Republican billionaire Harlan Crow says his friend Clarence Thomas is the victim of a “political hit job” amid outrage over reports that the Supreme Court justice failed to disclose various luxury vacations Crow paid for, as well as a real estate deal. 

“I think it’s a political hit job,” Crow said in an interview with the Dallas Morning News, adding that he doesn’t think the media cares as much about him as they do about Thomas. 

“But I think that the media, and this ProPublica group in particular, funded by leftists, has an agenda to destabilize the court. What they’ve done is not truthful. It lacks integrity. They’ve done a pretty good job in the last week or two of unfairly slamming me and more importantly than that, unfairly slamming Justice Thomas,” Crow said. 

The initial report from ProPublica — an independent, nonprofit news organization — earlier this month found that Crow paid for Thomas to take part in multiple expensive vacations over two decades — trips the justice never reported. A follow-up article from last week reported that Thomas also didn’t disclose a 2014 real estate deal he’d made with the Texas billionaire.

Stephen Engelberg, ProPublica’s editor in chief, told the Dallas Morning News that both Crow and Thomas were “given detailed, written questions in advance” of the stories, and that while Thomas declined to respond, Crow’s answers “were included in full.”

Thomas said after the first article that he was “advised” that he did not need to disclose the luxury trips.

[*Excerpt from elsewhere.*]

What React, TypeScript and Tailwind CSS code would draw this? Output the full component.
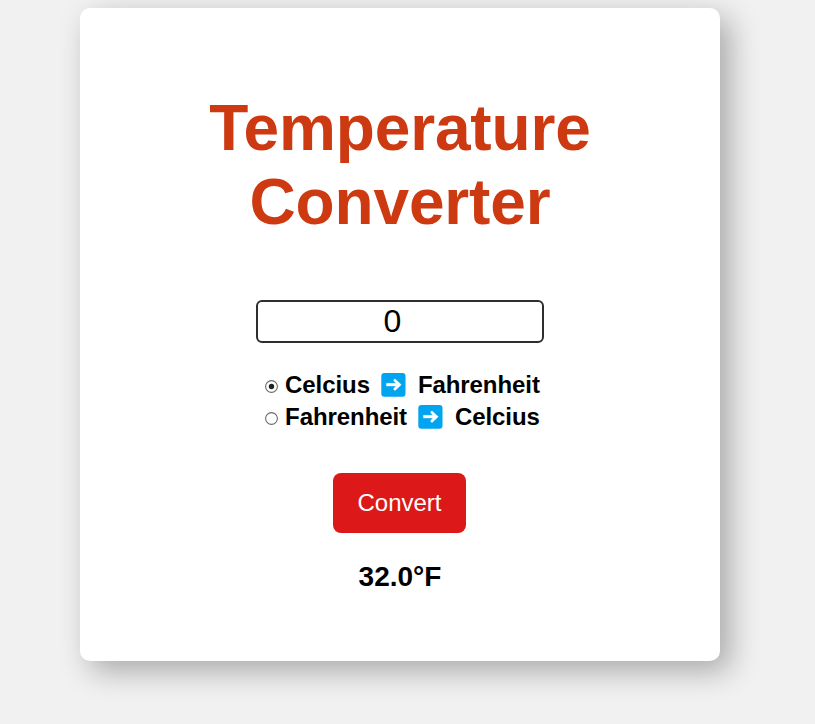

Crow in the Dallas Morning News interview repeated his assertion given to ProPublica that he’d bought the Georgia home that Thomas’s mother was living in to eventually turn it into a museum on Thomas.

The findings from ProPublica have ignited outrage from Democrats about ethical standards on the country’s highest court.

Rep. Alexandria Ocasio-Cortez (D-N.Y.) called for Thomas to be impeached over the findings, and Senate Judiciary Committee Democrats have urged Chief Justice John Roberts to investigate. 

“A lot of people that have opinions about this seem to think that there’s something wrong with this friendship. You know, it’s possible that people are just really friends,” Crow told the Morning News, adding that he wouldn’t try to influence the justice on matters such as abortion.

Asked whether he would be friends with Thomas if he didn’t have the Supreme Court justice title, Crow told the outlet, “It’s an interesting, good question. I don’t know how to answer that. Maybe not. Maybe yes. I don’t know.”

Crow also said he doesn’t “know what mega donor means.”